Milwaukee officials called their approach “edgy but nonpartisan and tasteful.” The city of Madison planned to target “communities of color” with $100,000 worth of content directed at minority media outlets.

“The city would also like to partner with community organizations and run ads on local Spanish-language radio, in the Spanish-language newspapers, on local hip hop radio stations, in African American-focused printed publications and in online publications run by and for our communities of color,” the document said.

Madison also set aside a budget of $75,000 to pay workers from “historically disenfranchised communities” to conduct voter outreach.
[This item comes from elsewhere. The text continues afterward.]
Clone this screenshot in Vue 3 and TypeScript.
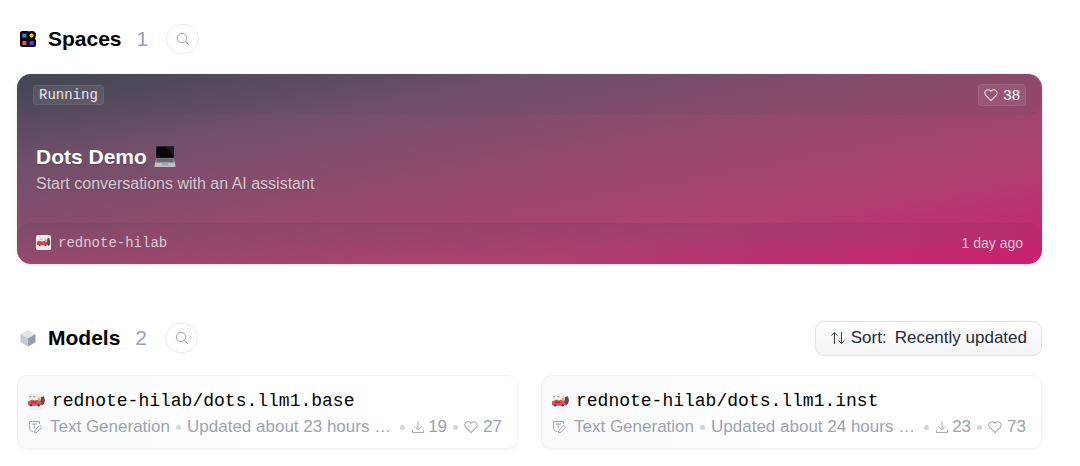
<script setup lang="ts">
interface Model {
  name: string
  task: string
  updated: string
  downloads: number
  likes: number
}

const models: Model[] = [
  { name: 'rednote-hilab/dots.llm1.base', task: 'Text Generation', updated: 'Updated about 23 hours …', downloads: 19, likes: 27 },
  { name: 'rednote-hilab/dots.llm1.inst', task: 'Text Generation', updated: 'Updated about 24 hours …', downloads: 23, likes: 73 },
]

const heart =
  'M22.5 4c-2 0-3.9.8-5.3 2.2L16 7.4l-1.1-1.1C12 3.3 7.2 3.3 4.3 6.2c-3 3-3 7.8 0 10.8L16 29l11.8-11.9c3-3 3-7.8 0-10.8C26.4 4.8 24.5 4 22.5 4z'
</script>

<template>
  <main class="page">
    <section>
      <header class="heading">
        <svg class="heading-icon" viewBox="0 0 18 18" aria-hidden="true">
          <path d="M3.5 1H9l1 .5L11.500 1H13a4 4 0 0 1 3.400 6.300L15.800 9l1.200 1v4.500a2.500 2.500 0 0 1-2.500 2.500h-11A2.500 2.500 0 0 1 1 14.500v-11A2.500 2.500 0 0 1 3.500 1z" fill="#050505" />
          <rect x="3.3" y="3.6" width="4.2" height="4" fill="#3b82f6" />
          <circle cx="12.6" cy="5.6" r="2.1" fill="#facc15" />
          <rect x="3.3" y="11" width="4.2" height="4" fill="#e8476b" />
          <rect x="10.6" y="11" width="4.2" height="4" fill="#7c2df0" />
        </svg>
        <h2>Spaces</h2>
        <span class="count">1</span>
        <button class="search" type="button" aria-label="Search spaces">
          <svg viewBox="0 0 14 14" aria-hidden="true"><circle cx="6" cy="6" r="4.7" /><path d="M9.5 9.5l3.5 3.5" /></svg>
        </button>
      </header>

      <article class="space">
        <div class="space-top">
          <span class="badge status">Running</span>
          <button class="badge likes" type="button" aria-label="38 likes">
            <svg viewBox="0 0 32 32" aria-hidden="true"><path :d="heart" /></svg>38
          </button>
        </div>
        <div class="space-body">
          <h3>
            Dots Demo
            <svg class="laptop" viewBox="0 0 22 22" aria-hidden="true">
              <defs>
                <linearGradient id="keys" x1="0" y1="0" x2="0" y2="1">
                  <stop offset="0" stop-color="#777" />
                  <stop offset="1" stop-color="#aaa" />
                </linearGradient>
              </defs>
              <path d="M2 0h18v13H2z" fill="#35363a" />
              <path d="M2.500 .8h17v11h-17z" fill="#08090a" />
              <path d="M12 .8h7.500v9z" fill="#1c1d20" />
              <path d="M2 12h18l1 5H1z" fill="url(#keys)" />
              <path d="M3 12.800h16l.6 3.400H2.400z" fill="#66686b" />
              <path d="M1 17h20l.6 4H.4z" fill="#bfc0c2" />
              <path d="M8 17h6l.5 2.500h-7z" fill="#a4a5a8" />
            </svg>
          </h3>
          <p>Start conversations with an AI assistant</p>
        </div>
        <footer class="space-foot">
          <a class="owner" href="#rednote-hilab">
            <svg class="avatar" viewBox="0 0 16 16" aria-hidden="true">
              <rect width="16" height="16" rx="2" fill="#eeeceb" />
              <path d="M1 7l3-1 2 1 4-1 3 1v3l-3 1H2l-1-1z" fill="#ce4750" />
              <path d="M12 4l2-1 1 3v4l-2 2-1-3z" fill="#594a4c" />
              <path d="M4 4h3v1H4z" fill="#a8b49e" />
              <path d="M9 5l2-1 1 3-2 1z" fill="#dc9c8c" />
              <circle cx="4" cy="11" r="1" fill="#484346" />
              <circle cx="10" cy="11" r="1" fill="#484346" />
            </svg>
            rednote-hilab
          </a>
          <time>1 day ago</time>
        </footer>
      </article>
    </section>

    <section class="models">
      <header class="heading">
        <svg class="heading-icon" viewBox="0 0 18 18" aria-hidden="true">
          <path d="M9 1l7.5 4L9 9.2 1.5 5z" fill="#e2e5ea" />
          <path d="M1.5 5L9 9.2V17.5L1.5 13.2z" fill="#c6cad2" />
          <path d="M16.5 5L9 9.2V17.5l7.5-4.3z" fill="#979dab" />
        </svg>
        <h2>Models</h2>
        <span class="count">2</span>
        <button class="search" type="button" aria-label="Search models">
          <svg viewBox="0 0 14 14" aria-hidden="true"><circle cx="6" cy="6" r="4.7" /><path d="M9.5 9.5l3.5 3.5" /></svg>
        </button>
        <button class="sort" type="button">
          <svg viewBox="0 0 16 14" aria-hidden="true"><path d="M4.500 13V1.500M1.500 4.500l3-3 3 3M11.500 1v11.500M8.500 9.500l3 3 3-3" /></svg>
          <span>Sort:</span>
          <span class="sort-value">Recently updated</span>
        </button>
      </header>

      <div class="grid">
        <a v-for="model in models" :key="model.name" class="model" :href="'#' + model.name">
          <h4>
            <svg class="avatar" viewBox="0 0 16 16" aria-hidden="true">
              <rect width="16" height="16" rx="5" fill="#f3f2f2" />
              <path d="M0 8l4-2 2 1 4-1 3 1v4l-3 1H1l-1-1z" fill="#d6525a" />
              <path d="M12 4l3-1 1 4-1 3-2 2-1-4z" fill="#5e4b4c" />
              <path d="M1 4l2-1M5 3l2 1" stroke="#9a9690" fill="none" />
              <path d="M9 5l2-1 1 3-2 1z" fill="#dfa391" />
              <path d="M3 8h5v1.500H3z" fill="#a92f3b" />
              <circle cx="3" cy="11.5" r="1.1" fill="#514447" />
              <circle cx="10" cy="11.5" r="1.1" fill="#514447" />
            </svg>
            {{ model.name }}
          </h4>
          <div class="meta">
            <svg class="icon task" viewBox="0 0 14 14" aria-hidden="true">
              <path d="M5.500 11.500H4L1.500 9.200V1.500h10V4M3.800 4h5M6.300 4v4.500M6.500 13l.5-2.800 4.800-4.800 2 1.800L9 12.200z" />
            </svg>
            <span>{{ model.task }}</span>
            <i class="dot"></i>
            <span class="updated">{{ model.updated }}</span>
            <i class="dot late"></i>
            <svg class="icon" viewBox="0 0 14 14" aria-hidden="true"><path d="M7 1v8.500M3.500 6.300L7 9.800l3.500-3.500M1.500 10v2.500h11V10" /></svg>
            <span>{{ model.downloads }}</span>
            <i class="dot"></i>
            <svg class="icon heart" viewBox="0 0 32 32" aria-hidden="true"><path :d="heart" /></svg>
            <span>{{ model.likes }}</span>
          </div>
        </a>
      </div>
    </section>
  </main>
</template>

<style>
body {
  margin: 0;
  background: #fff;
}
</style>

<style scoped>
.page {
  box-sizing: border-box;
  padding: 22px 38px 18px 17px;
  font-family: "Liberation Sans", Arial, sans-serif;
  font-size: 16px;
  color: #1f2937;
}

h2, h3, h4, p {
  margin: 0;
}

button {
  font: inherit;
}

svg {
  display: block;
  flex: none;
}

.heading {
  display: flex;
  align-items: center;
  height: 34px;
}

.heading-icon {
  width: 18px;
  height: 18px;
  margin: 0 11px 0 2px;
}

h2 {
  font-size: 21px;
  line-height: 28px;
  color: #000;
}

.count {
  margin: 0 18px 0 15px;
  font-size: 21px;
  line-height: 28px;
  color: #9ca3af;
}

.search {
  display: grid;
  place-items: center;
  width: 33px;
  height: 30px;
  padding: 0;
  border: 1px solid #e9eaec;
  border-radius: 16px;
  background: #fff;
}

.search svg {
  width: 14px;
  height: 14px;
  fill: none;
  stroke: #9ca3af;
}

.space {
  display: flex;
  flex-direction: column;
  margin-top: 18px;
  overflow: hidden;
  border-radius: 14px;
  background: linear-gradient(to bottom right, #3f4651, #71506a 25%, #964a6d 50%, #b03f70 75%, #d01c70);
  box-shadow: 0 1px 3px rgba(0, 0, 0, 0.15);
  color: #fff;
}

.space-top,
.space-foot {
  display: flex;
  align-items: center;
  justify-content: space-between;
  height: 41px;
  box-sizing: border-box;
  border-radius: 14px;
}

.space-top {
  padding: 0 16px;
  background: rgba(75, 70, 90, 0.12);
}

.badge {
  box-sizing: border-box;
  height: 20px;
  padding: 0 5px;
  border: 1px solid rgba(255, 255, 255, 0.07);
  border-radius: 4px;
  background: rgba(255, 255, 255, 0.08);
  color: #fff;
}

.status {
  font-family: "Liberation Mono", monospace;
  font-size: 14px;
  line-height: 18px;
  color: #e5e5ea;
}

.likes {
  display: flex;
  align-items: center;
  gap: 5px;
  height: 22px;
  font-size: 15px;
}

.likes svg {
  width: 14px;
  height: 14px;
  fill: none;
  stroke: #e9d9e1;
  stroke-width: 2.4;
}

.space-body {
  box-sizing: border-box;
  height: 108px;
  padding: 28px 19px 0;
  text-shadow: 0 1px 2px rgba(0, 0, 0, 0.2);
}

h3 {
  display: flex;
  align-items: center;
  gap: 7px;
  font-size: 21px;
  line-height: 28px;
}

.laptop {
  width: 22px;
  height: 22px;
}

.space-body p {
  line-height: 26px;
  color: #d5cbd3;
}

.space-foot {
  padding: 0 19px 2px;
  background: linear-gradient(to bottom, rgba(75, 60, 85, 0.14), rgba(75, 60, 85, 0));
  color: #ddc8d4;
  font-size: 14px;
}

.owner {
  display: flex;
  align-items: center;
  gap: 7px;
  color: inherit;
  font-family: "Liberation Mono", monospace;
  text-decoration: none;
}

.space-foot .avatar {
  width: 15px;
  height: 15px;
}

.models {
  margin-top: 57px;
}

.sort {
  display: flex;
  align-items: center;
  box-sizing: border-box;
  height: 35px;
  margin-left: auto;
  padding: 0 14px;
  border: 1px solid #e1e3e7;
  border-radius: 9px;
  background: linear-gradient(to bottom, #fff, #f3f4f6);
  color: #1f2937;
  font-size: 17px;
}

.sort svg {
  width: 16px;
  height: 14px;
  margin-right: 5px;
  fill: none;
  stroke: #374151;
}

.sort-value {
  margin-left: 8px;
}

.grid {
  display: grid;
  grid-template-columns: 1fr 1fr;
  gap: 23px;
  margin-top: 20px;
}

.model {
  box-sizing: border-box;
  min-width: 0;
  padding: 12px 15px 8px 10px;
  border: 1px solid #f0f1f3;
  border-radius: 10px;
  background: linear-gradient(to right, #f9fafb, #fff 50%);
  box-shadow: 0 1px 2px rgba(0, 0, 0, 0.05);
  color: #000;
  text-decoration: none;
}

h4 {
  display: flex;
  align-items: center;
  gap: 7px;
  font-family: "Liberation Mono", monospace;
  font-size: 18px;
  font-weight: 400;
  line-height: 26px;
  white-space: nowrap;
}

h4 .avatar {
  width: 17px;
  height: 17px;
}

.meta {
  display: flex;
  align-items: center;
  font-size: 17px;
  line-height: 26px;
  color: #9ca3af;
  white-space: nowrap;
}

.icon {
  width: 14px;
  height: 14px;
  margin-right: 3px;
  fill: none;
  stroke: #a3a9b5;
}

.task {
  margin-right: 8px;
}

.heart {
  margin-right: 5px;
  stroke-width: 2.4;
}

.dot {
  flex: none;
  width: 5px;
  height: 5px;
  margin: 0 6px;
  border-radius: 50%;
  background: #d1d5db;
}

.updated {
  min-width: 0;
  overflow: hidden;
  text-overflow: ellipsis;
}

.late {
  margin-left: auto;
}
</style>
The cities of Racine and Kenosha took a much more moderate approach, simply posting election information around their jurisdictions, at times focusing on bilingual messaging. While the city of Green Bay used part of their CTCL grant to reach churches and educational institutions, they also specifically aimed to reach “organizations serving African immigrants, LatinX residents, and African Americans.”

Green Bay also set aside $45,000 to employ bilingual “voter navigators” who would tell residents how to complete their ballots. Voter navigators acted as witnesses to ballot authenticity, instructed residents how to upload a photo ID, and supposedly helped them “comply with certification requirements.”

“Voter navigators can assist voters prior to the elections and then also be trained and utilized as election inspectors,” the document said.

Voter navigators from the National Vote at Home Institute (NVAHI) took part in curing absentee ballots– i.e., “correcting” alleged mistakes in ballots– during the 2020 election in Wisconsin.

Sam Munger, a partner with Uprising Strategies, offered NVAHI’s services to former Green Bay Mayor’s Office Chief of Staff Celestine Jeffreys on July 13, 2020, just weeks after the mayors submitted their spending plans to CTCL.

“NVAHI works closely with the Center for Tech and Civic Life and is a designated technical assistance provider on the election administration grant recently made to Green Bay and four other cities in Wisconsin,” Munger said to Jeffreys in the email. “NVAHI would be happy to present to the ad hoc committee on elections and give an overview of best practices for absentee voting and to discuss additional free technical support.”

Uprising Strategies offers “deep political and policy expertise” to “build effective institutions to influence state and local policy making,” according to the group’s website. Munger has worked for multiple leftist think tanks in the past.

Former Green Bay City Clerk Kris Teske expressed discomfort with employing voter navigators during the 2020 election.

“The city could get accused of favoring one party over another,” Teske said to Jeffreys in an email. “Who’s going to train these people? It takes a long time to know all the laws of what is allowed and what isn’t.”

In the past, Teske also raised concerns about special registration deputies, who played similar roles to voter navigators.

“I had a bad experience when Special Registration Deputies were allowed. One of them would only register a certain party,” Teske said in the email. She warned, “It is very important this doesn’t happen.”

Teske eventually grew tired of third-party election intervention that clearly biased election results in favor of one political faction.

“If I am ever asked to do anything against the law the answer will be NO! If you want more clarification on this please give me a call,” Teske wrote in an email to Green Bay Finance Director Diane Ellenbecker, according to the Wisconsin Spotlight.

Teske resigned her position in December 2020, and Jeffreys now holds Teske’s old position as Green Bay City Clerk.